Il ritorno in sella del cantante originario Scott Reagers, dalla voce istrionica e teatrale, permette al combo di ritrovare una discreta coesione di scrittura e interpretazione dopo la mezza delusione di "Lille: F-65": intitolare l'album al pari dell'ottimo esordio, poi, manifesta da un lato il proposito di pescare dal passato determinati elementi strutturali, dall'altro la volontà di chiudere, forse definitivamente, un sentiero artistico intrapreso quattro decadi orsono.

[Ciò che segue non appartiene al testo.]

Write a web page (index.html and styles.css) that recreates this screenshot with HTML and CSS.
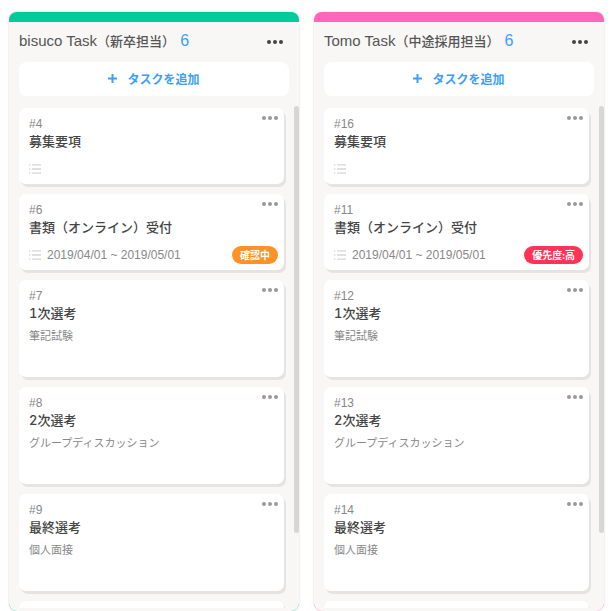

Così, quando le pennate distorte all'inverosimile di "Remains" o "Last Breath" minacciano di curvare l'asse d'inclinazione terrestre, quando i feedback allucinati di "Wormhole" mettono a dura prova il precario equilibrio auricolare dell'umanità, quando "Bloodshed" e "12 Years In Tomb" evocano collaborazioni occulte tra Jimi Hendrix e Tony Iommi, ci accorgiamo che il full-length non è frutto di una stagionata boutade. Certo, non tutto quadra alla perfezione: "A Prelude To ..." sa di sperimentazione poco convinta, "Hour Glass" non va oltre una solida rispettabilità di maniera, l'intermezzo ambient "City Park" rappresenta una superflua nota di colore. Nel complesso, però, il platter funziona, benché i nostri non brillino, fisiologicamente, per variazioni cromatiche.
I Saint Vitus, dunque, tornano sé stessi: malgrado "Born Too Late" e "Die Healing" restino insuperabili, i canuti araldi della musica del destino costruiscono un lavoro comunque degno della loro carriera. E un verso epitaffio come "A fitting way to end your time" la dice lunga sul significato recondito del disco.